The manufacturers, however, have to seriously consider if the Indian automotive dealer infrastructure is geared to do justice to the promotion of multiple products. As mentioned earlier most Indian dealerships have little or no display yards as the dealerships in the West have, or the way even a space starved country like Japan has. The dealer showrooms can hardly display four or five models as compared to ten or fifteen which most manufacturers would have (ignoring the variants). The approach of salesperson explaining the full features on a dedicated basis is also, by and large, absent. Most dealerships do not also have customized sales and service solutions which recognize that a substantial proportion of cars in India is driver driven. This emerges as a blind spot given the increasing sophistication of the new breed of cars that are being introduced in India. Most promotion is done by manufacturers that too through newspapers and television advertisements, oftentimes with movie celebrities as brand ambassadors. The manufacturers would need to relook at dealer economics and enable a more holistic marketing, sales and service paradigm to integrate dealer point selling into the economic demand and technology demand processes.     

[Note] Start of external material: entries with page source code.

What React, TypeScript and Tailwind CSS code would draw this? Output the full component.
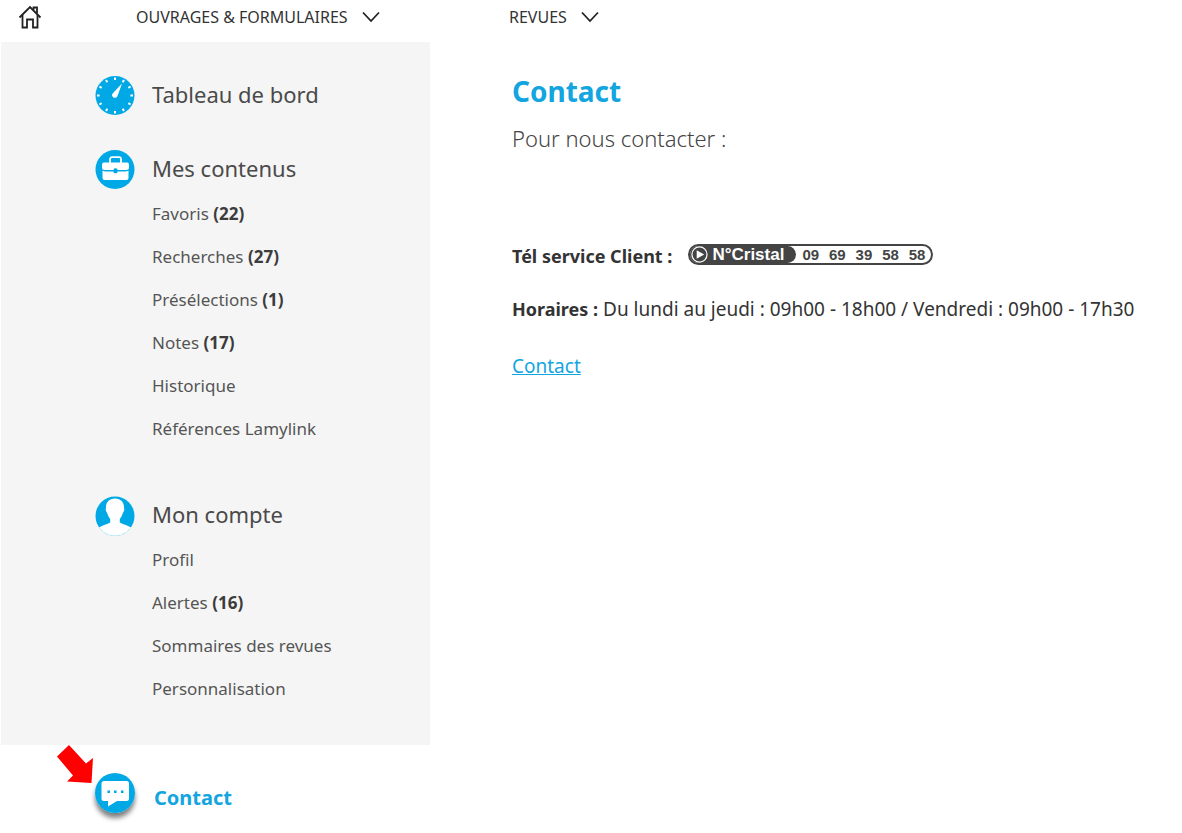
import React from 'react';

interface MenuEntry {
  label: string;
  count?: number;
}

const contenus: MenuEntry[] = [
  { label: 'Favoris', count: 22 },
  { label: 'Recherches', count: 27 },
  { label: 'Présélections', count: 1 },
  { label: 'Notes', count: 17 },
  { label: 'Historique' },
  { label: 'Références Lamylink' },
];

const compte: MenuEntry[] = [
  { label: 'Profil' },
  { label: 'Alertes', count: 16 },
  { label: 'Sommaires des revues' },
  { label: 'Personnalisation' },
];

function HomeIcon() {
  return (
    <svg viewBox="0 0 24 24" className="h-6 w-6" fill="none" stroke="#222" strokeWidth="1.8">
      <path d="M1.500 12.500 12 2l10.500 10.500" />
      <path d="M4.500 10v12.500h4.500v-8h6v8h4.500V10" />
      <path d="M15.500 5V2.500h3.500v6" />
    </svg>
  );
}

function Chevron() {
  return (
    <svg viewBox="0 0 18 12" className="h-3 w-[18px]" fill="none" stroke="#222" strokeWidth="1.8">
      <path d="M1 1.500 9 10l8-8.500" />
    </svg>
  );
}

function GaugeIcon() {
  const ticks = [0, 30, 60, 90, 120, 150, 180, 210, 240, 270, 300, 330];
  return (
    <svg viewBox="0 0 40 40" className="h-10 w-10 shrink-0">
      <circle cx="20" cy="19.500" r="19.500" fill="#00a9e5" />
      {ticks.map((t) => (
        <path key={t} d="M20 1.500v2.600" stroke="#fff" strokeWidth="2" transform={`rotate(${t} 20 19.500)`} />
      ))}
      <path d="M27 7.500 17.600 17.400a2.800 2.800 0 1 0 4.900 2.600z" fill="#fff" />
    </svg>
  );
}

function BriefcaseIcon() {
  return (
    <svg viewBox="0 0 40 40" className="h-10 w-10 shrink-0">
      <circle cx="20" cy="19.500" r="19.500" fill="#00a9e5" />
      <path d="M15 13V9.200a2 2 0 0 1 2-2h7a2 2 0 0 1 2 2V13" fill="none" stroke="#fff" strokeWidth="1.800" />
      <path d="M9 12.500h23a2 2 0 0 1 2 2v3q0 2.500-3 2.500H10q-3 0-3-2.500v-3a2 2 0 0 1 2-2z" fill="#fff" />
      <path d="M7.500 20.600q1.500 1 3.500 1h19q2 0 3.500-1V28a2 2 0 0 1-2 2h-22a2 2 0 0 1-2-2z" fill="#fff" />
      <rect x="18.500" y="18.200" width="4" height="5" rx="1.500" fill="#00a9e5" />
    </svg>
  );
}

function UserIcon() {
  return (
    <svg viewBox="0 0 40 40" className="h-10 w-10 shrink-0">
      <circle cx="20" cy="20" r="19.500" fill="#00a9e5" />
      <path
        d="M20 2.500c-6 0-9.300 4-9 9.500-.8 1.500.2 4 1.200 5 .8 3 1.800 4.500 3 6v3.500c-3 2-7.500 2.500-11.200 5C8 37.500 14 39.800 20 39.800s12-2.300 16-8.300c-3.700-2.500-8.200-3-11.200-5V23c1.200-1.500 2.200-3 3-6 1-1 2-3.500 1.200-5 .3-5.500-3-9.500-9-9.500z"
        fill="#fff"
      />
      <path d="M5 32.500a19 19 0 0 0 30 0" fill="none" stroke="#b5e4f7" strokeWidth="1" strokeDasharray="5 1" />
    </svg>
  );
}

function ChatIcon() {
  return (
    <svg viewBox="0 0 40 40" className="h-10 w-10">
      <circle cx="20" cy="20" r="20" fill="#00a9e5" />
      <path d="M9 8h22.500a2.500 2.500 0 0 1 2.500 2.500v15a2.500 2.500 0 0 1-2.500 2.500H22l-9 5.500V28H9a2.500 2.500 0 0 1-2.500-2.500v-15A2.500 2.500 0 0 1 9 8z" fill="#fff" />
      <path d="M12.500 17.500h2.500v2.500h-2.500zM19 17.500h2.500v2.500H19zM26 17.500h2.500v2.500H26z" fill="#00a9e5" />
    </svg>
  );
}

function MenuList({ entries }: { entries: MenuEntry[] }) {
  return (
    <ul className="mt-0.5 pl-[57px] text-[17px] text-[#555]">
      {entries.map((e) => (
        <li key={e.label} className="flex h-[43px] items-center">
          <a href="#">
            {e.label}
            {e.count !== undefined && <b className="text-[#3c3c3c]"> ({e.count})</b>}
          </a>
        </li>
      ))}
    </ul>
  );
}

function SectionTitle({ icon, label }: { icon: React.ReactNode; label: string }) {
  return (
    <a href="#" className="flex h-10 items-start gap-[17px] text-[22px] text-[#4a4a4a]">
      {icon}
      <span className="leading-9">{label}</span>
    </a>
  );
}

export default function App() {
  return (
    <div className="min-h-screen bg-white font-['Noto_Sans',sans-serif]">
      <header className="flex h-[42px] items-center pb-2 text-base text-[#333]">
        <a href="#" aria-label="Accueil" className="ml-[18px] w-[118px]">
          <HomeIcon />
        </a>
        <button type="button" className="flex w-[373px] items-center gap-3.5">
          OUVRAGES &amp; FORMULAIRES
          <Chevron />
        </button>
        <button type="button" className="flex items-center gap-3.5">
          REVUES
          <Chevron />
        </button>
      </header>

      <div className="grid grid-cols-[430px_1fr]">
        <aside>
          <nav className="ml-px bg-[#f5f5f5] pt-[34px] pb-[35px] pl-[94px]">
            <SectionTitle icon={<GaugeIcon />} label="Tableau de bord" />
            <div className="mt-[34px]">
              <SectionTitle icon={<BriefcaseIcon />} label="Mes contenus" />
              <MenuList entries={contenus} />
            </div>
            <div className="mt-[46px]">
              <SectionTitle icon={<UserIcon />} label="Mon compte" />
              <MenuList entries={compte} />
            </div>
          </nav>

          <div className="relative pt-7 pl-[95px]">
            <a href="#" className="flex items-center gap-[19px] text-xl font-bold text-[#12a5e0]">
              <span className="rounded-full shadow-[0_5px_5px_rgba(0,0,0,0.5)]">
                <ChatIcon />
              </span>
              <span className="pt-2.5">Contact</span>
            </a>
            {/* Pointer over the contact entry */}
            <svg viewBox="0 0 37 39" className="absolute top-0 left-[57px] h-[39px] w-[37px]">
              <path d="M12 0 29 18.500 36 13l-1.500 25L10 36.500l6-6L0 11.500z" fill="#f00" />
            </svg>
          </div>
        </aside>

        <main className="pt-7 pl-[82px] text-[#333]">
          <h1 className="text-[28px] leading-[42px] font-bold text-[#12a5e0]">Contact</h1>
          <p className="mt-2 text-[22px] leading-9 font-light text-[#444]">Pour nous contacter :</p>

          <div className="mt-[84px] flex items-center gap-4 text-lg leading-8">
            <b>Tél service Client :</b>
            <span className="mb-1 flex h-[21px] w-[245px] items-center overflow-hidden rounded-full border-2 border-[#444] bg-white font-['Liberation_Sans',sans-serif] leading-none font-bold">
              <span className="flex h-full w-[106px] items-center gap-1 rounded-r-full bg-[#444] pl-px text-[17px] text-white">
                <svg viewBox="0 0 18 18" className="h-[17px] w-[17px]">
                  <circle cx="9" cy="9" r="8" fill="none" stroke="#fff" strokeWidth="1.300" />
                  <path d="M6 4.500v9l8-4.500z" fill="#fff" />
                </svg>
                N°Cristal
              </span>
              <span className="flex grow justify-between pr-1.5 pl-1.5 text-[15px] text-[#444]">
                {['09', '69', '39', '58', '58'].map((n, i) => (
                  <span key={i}>{n}</span>
                ))}
              </span>
            </span>
          </div>

          <p className="mt-[21px] text-[19px] leading-8">
            <b className="text-lg">Horaires :</b> Du lundi au jeudi : 09h00 - 18h00 / Vendredi : 09h00 - 17h30
          </p>
          <p className="mt-[25px] text-[19px] leading-8">
            <a href="#" className="text-[#12a5e0] underline">Contact</a>
          </p>
        </main>
      </div>
    </div>
  );
}
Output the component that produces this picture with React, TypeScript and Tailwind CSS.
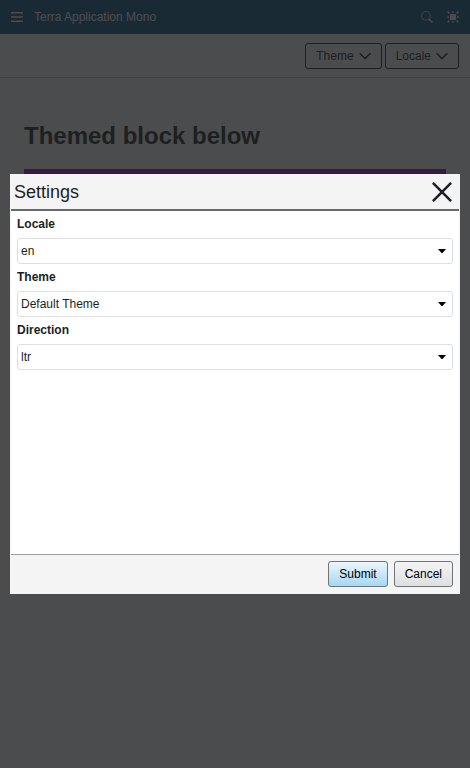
import type { ReactNode } from 'react';

function ChevronDown() {
  return (
    <svg viewBox="0 0 12 12" className="size-3" fill="none" stroke="currentColor" strokeWidth="1.5" aria-hidden="true">
      <path d="M0.6 3.2 6 8.6l5.4-5.4" />
    </svg>
  );
}

function MenuButton({ children }: { children: ReactNode }) {
  return (
    <button
      type="button"
      className="flex h-[26px] items-center gap-[5px] rounded-[3px] border border-[#1c1f21] px-2.5 text-xs text-[#1c1f21]"
    >
      {children}
      <ChevronDown />
    </button>
  );
}

function SelectField({ id, label, options }: { id: string; label: string; options: string[] }) {
  return (
    <div className="flex flex-col">
      <label htmlFor={id} className="flex h-[27px] items-center pb-0.5 text-xs font-bold">
        {label}
      </label>
      <div className="relative">
        <select
          id={id}
          className="block h-[26px] w-full appearance-none rounded-[3px] border border-[#dedfe0] bg-white pr-6 pl-[3px] text-xs text-[#1c1f21]"
        >
          {options.map((option) => (
            <option key={option}>{option}</option>
          ))}
        </select>
        <svg viewBox="0 0 8 4" className="pointer-events-none absolute top-[11px] right-[7px] h-1 w-2" aria-hidden="true">
          <path d="M0 0h8L4.5 4h-1z" fill="#000" />
        </svg>
      </div>
    </div>
  );
}

export default function App() {
  return (
    <div className="min-h-screen bg-white font-['Liberation_Sans',Arial,sans-serif] text-[#1c1f21]">
      <header className="flex h-[34px] items-center bg-[#055684] px-[11px] text-white">
        <button type="button" aria-label="Menu">
          <svg viewBox="0 0 12 12" className="size-3" fill="currentColor" aria-hidden="true">
            <path d="M0 1h12v1.6H0zM0 5.2h12v1.6H0zM0 9.4h12V11H0z" />
          </svg>
        </button>
        <span className="ml-[11px] flex-1 text-xs">Terra Application Mono</span>
        <button type="button" aria-label="Search" className="mr-[14px]">
          <svg viewBox="0 0 12 12" className="size-3" fill="none" stroke="currentColor" aria-hidden="true">
            <circle cx="4.9" cy="4.9" r="4.4" strokeWidth="0.8" />
            <path d="m8 8 3.5 3.5" strokeWidth="1.5" />
          </svg>
        </button>
        <button type="button" aria-label="Settings">
          <svg viewBox="0 0 12 12" className="size-3" fill="none" stroke="currentColor" aria-hidden="true">
            <rect x="2.9" y="2.9" width="6.2" height="6.2" rx="1.2" fill="currentColor" stroke="none" />
            <path d="M6 0.4v1.6M6 10v1.6M0.4 6h1.6M10 6h1.6" strokeWidth="1.4" />
            <path d="M0.6 0.6 2.4 2.4M11.4 0.6 9.6 2.4M0.6 11.4l1.8-1.8M11.4 11.4 9.6 9.6" strokeWidth="1.4" />
          </svg>
        </button>
      </header>

      <nav className="flex h-11 items-center justify-end gap-[3px] border-b border-[#c8cacb] pr-[11px]">
        <MenuButton>Theme</MenuButton>
        <MenuButton>Locale</MenuButton>
      </nav>

      <main className="px-6 pt-[42px]">
        <h1 className="text-2xl leading-8 font-bold">Themed block below</h1>
        <div className="mt-[17px] h-24 bg-[#9006d2]" />
      </main>

      <div className="fixed inset-0 flex items-center justify-center bg-[rgba(30,31,32,0.8)] px-2.5">
        <section
          role="dialog"
          aria-modal="true"
          aria-labelledby="settings-title"
          className="flex h-[420px] w-full flex-col border border-[#f4f4f4] bg-white"
        >
          <div className="flex h-9 items-center justify-between border-b-2 border-[#64696c] bg-[#f4f4f4] pr-[7px] pl-[3px]">
            <h2 id="settings-title" className="text-lg">
              Settings
            </h2>
            <button type="button" aria-label="Close">
              <svg viewBox="0 0 20 20" className="size-5" fill="none" stroke="currentColor" strokeWidth="2.5" aria-hidden="true">
                <path d="m0.9 0.9 18.2 18.2M19.1 0.9 0.9 19.1" />
              </svg>
            </button>
          </div>
          <form className="flex-1 px-1.5">
            <SelectField id="locale" label="Locale" options={['en']} />
            <SelectField id="theme" label="Theme" options={['Default Theme']} />
            <SelectField id="direction" label="Direction" options={['ltr', 'rtl']} />
          </form>
          <div className="flex justify-end gap-1.5 border-t border-[#9b9da0] bg-[#f4f4f4] p-1.5">
            <button
              type="button"
              className="h-[26px] rounded-[3px] border border-[#6f7477] bg-linear-to-b from-[#ebf6fd] to-[#a5d8f3] px-2.5 text-xs text-black"
            >
              Submit
            </button>
            <button
              type="button"
              className="h-[26px] rounded-[3px] border border-[#6f7477] bg-linear-to-b from-[#f4f4f4] to-[#dedfe0] px-2.5 text-xs text-black"
            >
              Cancel
            </button>
          </div>
        </section>
      </div>
    </div>
  );
}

The three layer demand model
Automobile marketing is a complex amalgam of socio-economic factors, technological factors and consumer need factors. While the sheer power of economic development provides the motive force for the expansion of the Indian automobile industry, understanding the demand paradigm in terms of economic demand, technology demand and promotional demand as proposed in this blog post would help the automobile manufacturers, global and Indian, to come with proactive and responsive strategies that optimize the long term demand-production models. There is considerable talent in the country, economic, engineering and marketing, to sub-model each of the demand layers and come up with firm-specific strategies which could collectively foster healthy competition in the Indian automobile market, and also enable the Indian automobile industry achieve global competitiveness.